▸ **RECORDED INFORMATION**:
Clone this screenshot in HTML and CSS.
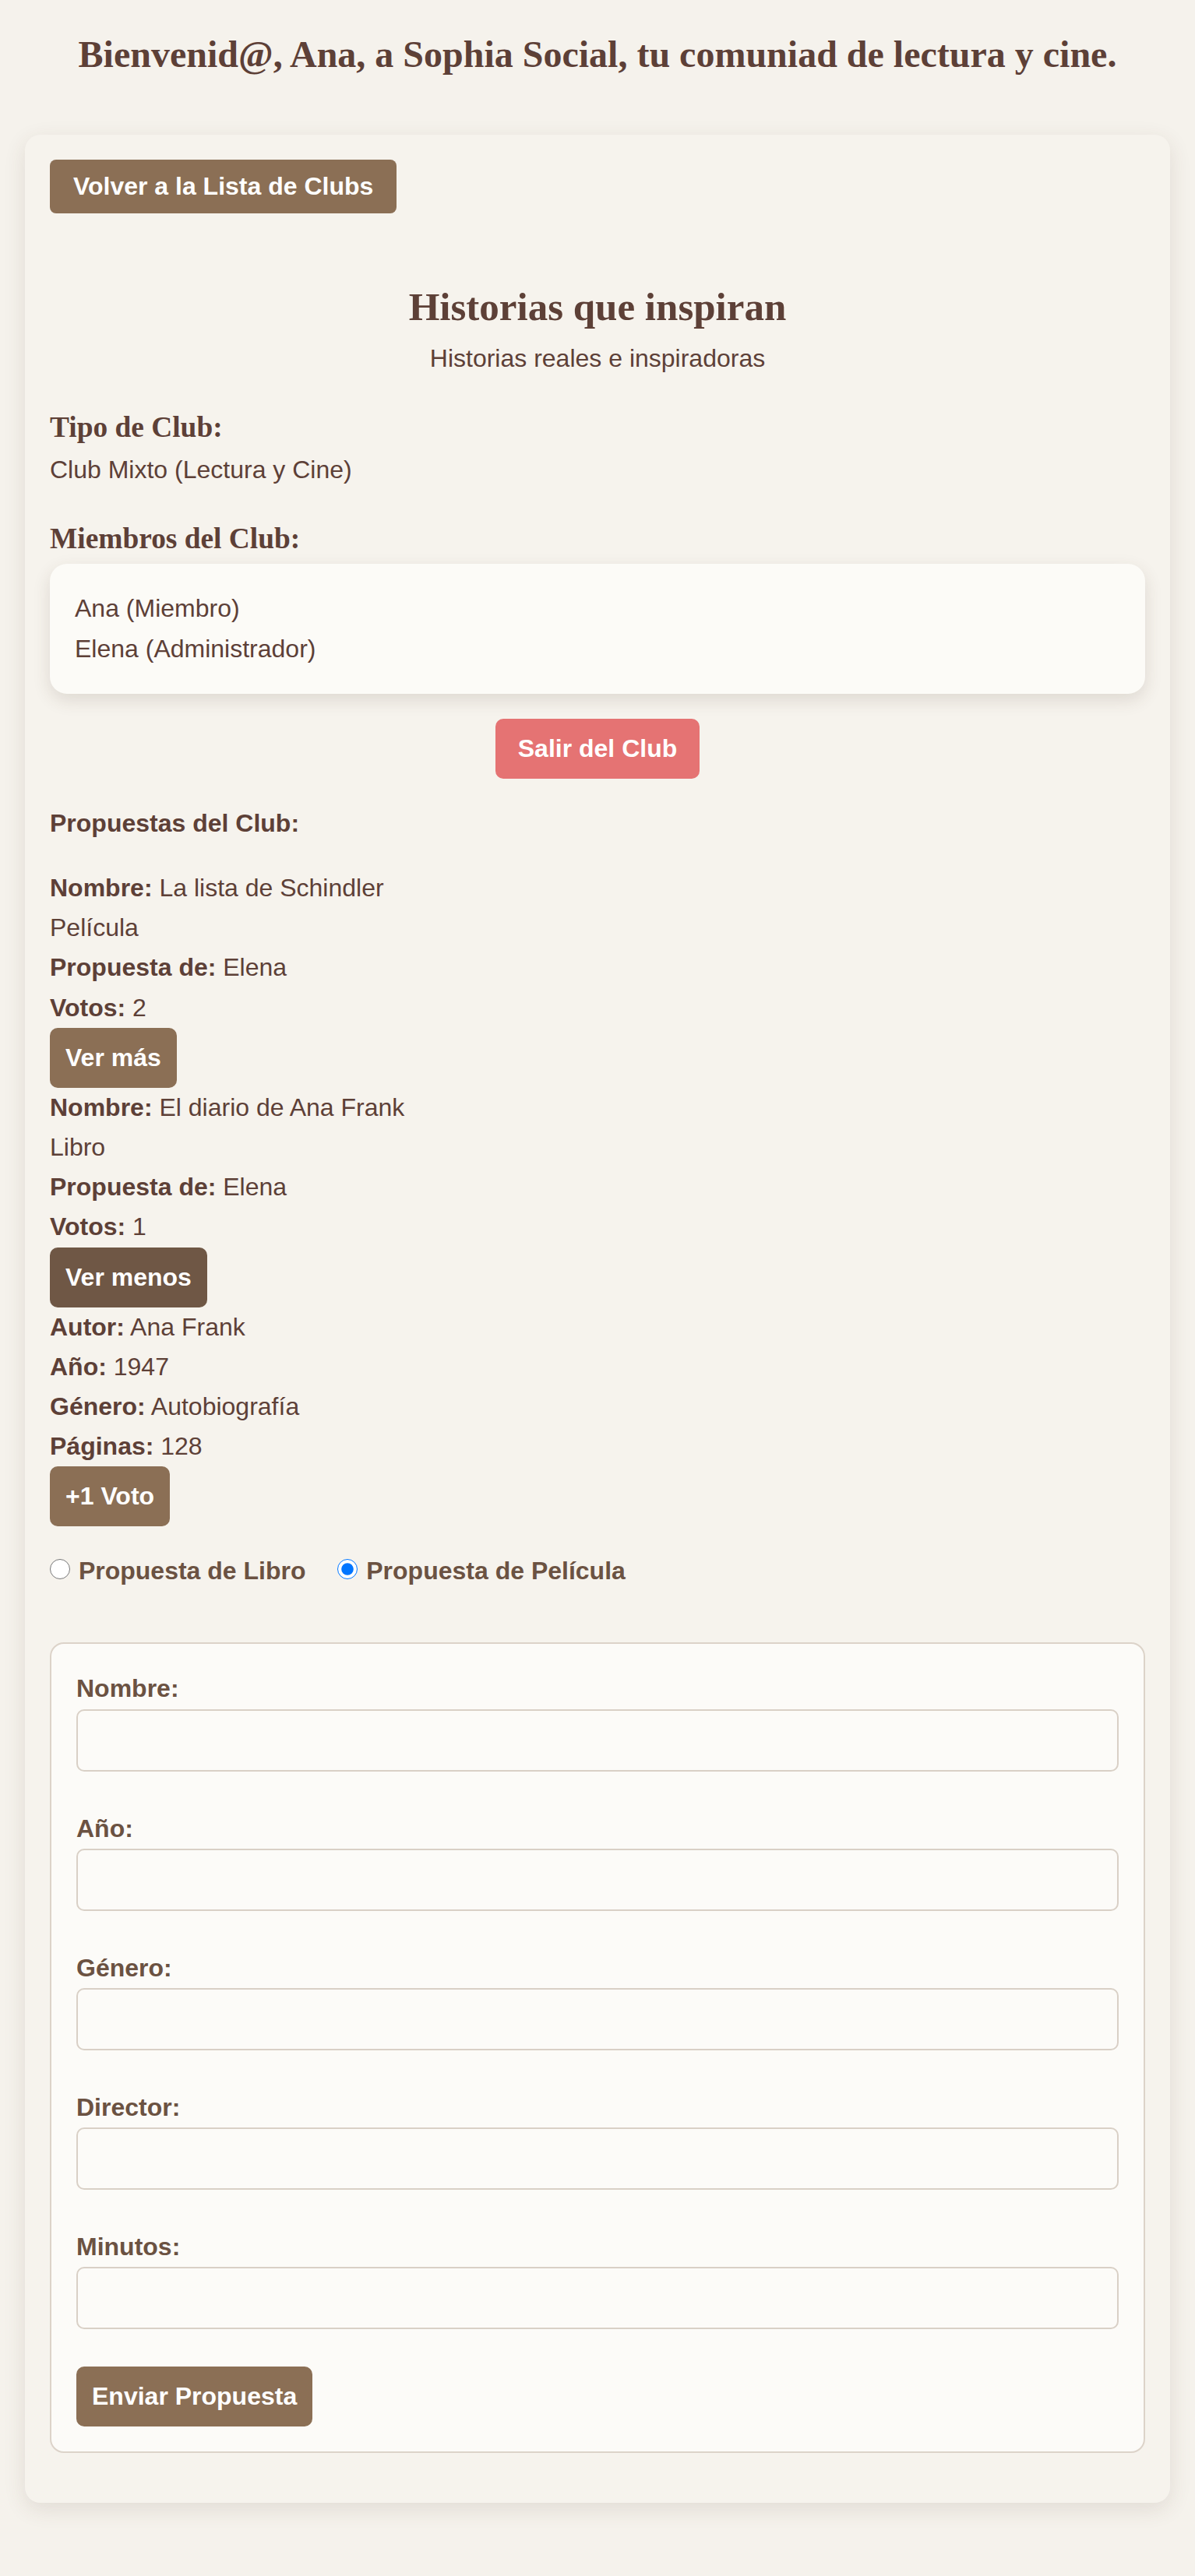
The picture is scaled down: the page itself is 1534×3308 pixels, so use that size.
FILE: index.html
```html
<!DOCTYPE html>
<html lang="es">
<head>
<meta charset="utf-8">
<title>Sophia Social - Historias que inspiran</title>
<link rel="stylesheet" href="styles.css">
</head>
<body>
<h1 class="welcome">Bienvenid@, Ana, a Sophia Social, tu comuniad de lectura y cine.</h1>
<main class="card">
  <button class="btn btn-back" type="button">Volver a la Lista de Clubs</button>

  <header class="club-header">
    <h2 class="club-title">Historias que inspiran</h2>
    <p class="club-desc">Historias reales e inspiradoras</p>
  </header>

  <h3 class="section-title">Tipo de Club:</h3>
  <p class="text">Club Mixto (Lectura y Cine)</p>

  <h3 class="section-title">Miembros del Club:</h3>
  <ul class="members">
    <li>Ana (Miembro)</li>
    <li>Elena (Administrador)</li>
  </ul>

  <div class="leave-row">
    <button class="btn btn-leave" type="button">Salir del Club</button>
  </div>

  <p class="proposals-title">Propuestas del Club:</p>

  <div class="proposals">
    <div class="proposal">
      <div class="line"><strong>Nombre:</strong> La lista de Schindler</div>
      <div class="line">Película</div>
      <div class="line"><strong>Propuesta de:</strong> Elena</div>
      <div class="line"><strong>Votos:</strong> 2</div>
      <button class="btn btn-small" type="button">Ver más</button>
    </div>
    <div class="proposal">
      <div class="line"><strong>Nombre:</strong> El diario de Ana Frank</div>
      <div class="line">Libro</div>
      <div class="line"><strong>Propuesta de:</strong> Elena</div>
      <div class="line"><strong>Votos:</strong> 1</div>
      <button class="btn btn-small btn-active" type="button">Ver menos</button>
      <div class="line"><strong>Autor:</strong> Ana Frank</div>
      <div class="line"><strong>Año:</strong> 1947</div>
      <div class="line"><strong>Género:</strong> Autobiografía</div>
      <div class="line"><strong>Páginas:</strong> 128</div>
      <button class="btn btn-small" type="button">+1 Voto</button>
    </div>
  </div>

  <div class="type-choice">
    <label class="choice"><input type="radio" name="tipo" value="libro"> Propuesta de Libro</label>
    <label class="choice"><input type="radio" name="tipo" value="pelicula" checked> Propuesta de Película</label>
  </div>

  <form class="proposal-form">
    <div class="field">
      <label class="field-label" for="f-nombre">Nombre:</label>
      <input class="field-input" id="f-nombre" type="text">
    </div>
    <div class="field">
      <label class="field-label" for="f-anio">Año:</label>
      <input class="field-input" id="f-anio" type="text">
    </div>
    <div class="field">
      <label class="field-label" for="f-genero">Género:</label>
      <input class="field-input" id="f-genero" type="text">
    </div>
    <div class="field">
      <label class="field-label" for="f-director">Director:</label>
      <input class="field-input" id="f-director" type="text">
    </div>
    <div class="field">
      <label class="field-label" for="f-minutos">Minutos:</label>
      <input class="field-input" id="f-minutos" type="text">
    </div>
    <button class="btn btn-small" type="button">Enviar Propuesta</button>
  </form>
</main>
</body>
</html>
```

FILE: styles.css
```css
html {
  background: #f5f2ec;
}

body {
  margin: 0;
  padding: 0 32px 96px;
  background: #f5f2ec;
  color: #5d4037;
  font-family: "Liberation Sans", Arial, sans-serif;
  font-size: 32px;
  line-height: 1.6;
}

.welcome {
  margin: 32px 0 64px;
  text-align: center;
  font-family: "Liberation Serif", "Times New Roman", serif;
  font-size: 48px;
  font-weight: bold;
  color: #5d4037;
}

.card {
  display: block;
  background: #f6f3ed;
  border-radius: 20px;
  padding: 32px;
  box-shadow: 0 8px 28px rgba(80, 60, 40, 0.12);
}

.btn {
  display: block;
  width: fit-content;
  border: none;
  border-radius: 10px;
  background: #8b6f55;
  color: #ffffff;
  font-family: "Liberation Sans", Arial, sans-serif;
  font-size: 32px;
  font-weight: bold;
  line-height: 37px;
  padding: 20px;
  cursor: pointer;
}

.btn-back {
  padding: 16px 30px;
  border-radius: 8px;
}

.btn-leave {
  display: inline-block;
  background: #e57373;
  padding: 20px 29px;
}

.btn-active {
  background: #6f5745;
}

.club-header {
  margin-top: 80px;
  text-align: center;
}

.club-title {
  margin: 0;
  font-family: "Liberation Serif", "Times New Roman", serif;
  font-size: 51px;
  font-weight: bold;
}

.club-desc {
  margin: 0 0 32px;
}

.section-title {
  margin: 0;
  font-family: "Liberation Serif", "Times New Roman", serif;
  font-size: 37.4px;
  font-weight: bold;
}

.text {
  margin: 0 0 32px;
}

.members {
  list-style: none;
  margin: 3px 0 0;
  padding: 32px;
  background: #fcfbf7;
  border-radius: 22px;
  box-shadow: 0 8px 22px rgba(80, 60, 40, 0.14);
}

.leave-row {
  margin-top: 32px;
  text-align: center;
}

.proposals-title {
  margin: 32px 0;
  font-weight: bold;
}

.proposal .line {
  margin: 0;
}

.type-choice {
  margin: 32px 0 66px;
  font-weight: bold;
  color: #6b5242;
}

.choice {
  margin-right: 32px;
}

.choice input {
  width: 26px;
  height: 26px;
  margin: 0 2px 0 0;
}

.proposal-form {
  margin: 0 0 32px;
  padding: 32px;
  background: #fcfbf8;
  border: 2px solid #dcd3c9;
  border-radius: 18px;
}

.field {
  margin-bottom: 48px;
}

.field-label {
  display: block;
  font-weight: bold;
  color: #6b5242;
}

.field-input {
  display: block;
  box-sizing: border-box;
  width: 100%;
  height: 80px;
  margin: 0;
  padding: 0 20px;
  border: 2px solid #d9d0c6;
  border-radius: 10px;
  background: #fcfbf8;
  font-family: "Liberation Sans", Arial, sans-serif;
  font-size: 32px;
  color: #5d4037;
}
```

▸ **YOUR TASK**:
Every line should be retyped exactly, with the pictures omitted.

▸ **REPLY TO THE TASK**:
Clone this screenshot in HTML and CSS.
The picture is scaled down: the page itself is 1534×3308 pixels, so use that size.
FILE: index.html
```html
<!DOCTYPE html>
<html lang="es">
<head>
<meta charset="utf-8">
<title>Sophia Social - Historias que inspiran</title>
<link rel="stylesheet" href="styles.css">
</head>
<body>
<h1 class="welcome">Bienvenid@, Ana, a Sophia Social, tu comuniad de lectura y cine.</h1>
<main class="card">
  <button class="btn btn-back" type="button">Volver a la Lista de Clubs</button>

  <header class="club-header">
    <h2 class="club-title">Historias que inspiran</h2>
    <p class="club-desc">Historias reales e inspiradoras</p>
  </header>

  <h3 class="section-title">Tipo de Club:</h3>
  <p class="text">Club Mixto (Lectura y Cine)</p>

  <h3 class="section-title">Miembros del Club:</h3>
  <ul class="members">
    <li>Ana (Miembro)</li>
    <li>Elena (Administrador)</li>
  </ul>

  <div class="leave-row">
    <button class="btn btn-leave" type="button">Salir del Club</button>
  </div>

  <p class="proposals-title">Propuestas del Club:</p>

  <div class="proposals">
    <div class="proposal">
      <div class="line"><strong>Nombre:</strong> La lista de Schindler</div>
      <div class="line">Película</div>
      <div class="line"><strong>Propuesta de:</strong> Elena</div>
      <div class="line"><strong>Votos:</strong> 2</div>
      <button class="btn btn-small" type="button">Ver más</button>
    </div>
    <div class="proposal">
      <div class="line"><strong>Nombre:</strong> El diario de Ana Frank</div>
      <div class="line">Libro</div>
      <div class="line"><strong>Propuesta de:</strong> Elena</div>
      <div class="line"><strong>Votos:</strong> 1</div>
      <button class="btn btn-small btn-active" type="button">Ver menos</button>
      <div class="line"><strong>Autor:</strong> Ana Frank</div>
      <div class="line"><strong>Año:</strong> 1947</div>
      <div class="line"><strong>Género:</strong> Autobiografía</div>
      <div class="line"><strong>Páginas:</strong> 128</div>
      <button class="btn btn-small" type="button">+1 Voto</button>
    </div>
  </div>

  <div class="type-choice">
    <label class="choice"><input type="radio" name="tipo" value="libro"> Propuesta de Libro</label>
    <label class="choice"><input type="radio" name="tipo" value="pelicula" checked> Propuesta de Película</label>
  </div>

  <form class="proposal-form">
    <div class="field">
      <label class="field-label" for="f-nombre">Nombre:</label>
      <input class="field-input" id="f-nombre" type="text">
    </div>
    <div class="field">
      <label class="field-label" for="f-anio">Año:</label>
      <input class="field-input" id="f-anio" type="text">
    </div>
    <div class="field">
      <label class="field-label" for="f-genero">Género:</label>
      <input class="field-input" id="f-genero" type="text">
    </div>
    <div class="field">
      <label class="field-label" for="f-director">Director:</label>
      <input class="field-input" id="f-director" type="text">
    </div>
    <div class="field">
      <label class="field-label" for="f-minutos">Minutos:</label>
      <input class="field-input" id="f-minutos" type="text">
    </div>
    <button class="btn btn-small" type="button">Enviar Propuesta</button>
  </form>
</main>
</body>
</html>
```

FILE: styles.css
```css
html {
  background: #f5f2ec;
}

body {
  margin: 0;
  padding: 0 32px 96px;
  background: #f5f2ec;
  color: #5d4037;
  font-family: "Liberation Sans", Arial, sans-serif;
  font-size: 32px;
  line-height: 1.6;
}

.welcome {
  margin: 32px 0 64px;
  text-align: center;
  font-family: "Liberation Serif", "Times New Roman", serif;
  font-size: 48px;
  font-weight: bold;
  color: #5d4037;
}

.card {
  display: block;
  background: #f6f3ed;
  border-radius: 20px;
  padding: 32px;
  box-shadow: 0 8px 28px rgba(80, 60, 40, 0.12);
}

.btn {
  display: block;
  width: fit-content;
  border: none;
  border-radius: 10px;
  background: #8b6f55;
  color: #ffffff;
  font-family: "Liberation Sans", Arial, sans-serif;
  font-size: 32px;
  font-weight: bold;
  line-height: 37px;
  padding: 20px;
  cursor: pointer;
}

.btn-back {
  padding: 16px 30px;
  border-radius: 8px;
}

.btn-leave {
  display: inline-block;
  background: #e57373;
  padding: 20px 29px;
}

.btn-active {
  background: #6f5745;
}

.club-header {
  margin-top: 80px;
  text-align: center;
}

.club-title {
  margin: 0;
  font-family: "Liberation Serif", "Times New Roman", serif;
  font-size: 51px;
  font-weight: bold;
}

.club-desc {
  margin: 0 0 32px;
}

.section-title {
  margin: 0;
  font-family: "Liberation Serif", "Times New Roman", serif;
  font-size: 37.4px;
  font-weight: bold;
}

.text {
  margin: 0 0 32px;
}

.members {
  list-style: none;
  margin: 3px 0 0;
  padding: 32px;
  background: #fcfbf7;
  border-radius: 22px;
  box-shadow: 0 8px 22px rgba(80, 60, 40, 0.14);
}

.leave-row {
  margin-top: 32px;
  text-align: center;
}

.proposals-title {
  margin: 32px 0;
  font-weight: bold;
}

.proposal .line {
  margin: 0;
}

.type-choice {
  margin: 32px 0 66px;
  font-weight: bold;
  color: #6b5242;
}

.choice {
  margin-right: 32px;
}

.choice input {
  width: 26px;
  height: 26px;
  margin: 0 2px 0 0;
}

.proposal-form {
  margin: 0 0 32px;
  padding: 32px;
  background: #fcfbf8;
  border: 2px solid #dcd3c9;
  border-radius: 18px;
}

.field {
  margin-bottom: 48px;
}

.field-label {
  display: block;
  font-weight: bold;
  color: #6b5242;
}

.field-input {
  display: block;
  box-sizing: border-box;
  width: 100%;
  height: 80px;
  margin: 0;
  padding: 0 20px;
  border: 2px solid #d9d0c6;
  border-radius: 10px;
  background: #fcfbf8;
  font-family: "Liberation Sans", Arial, sans-serif;
  font-size: 32px;
  color: #5d4037;
}
```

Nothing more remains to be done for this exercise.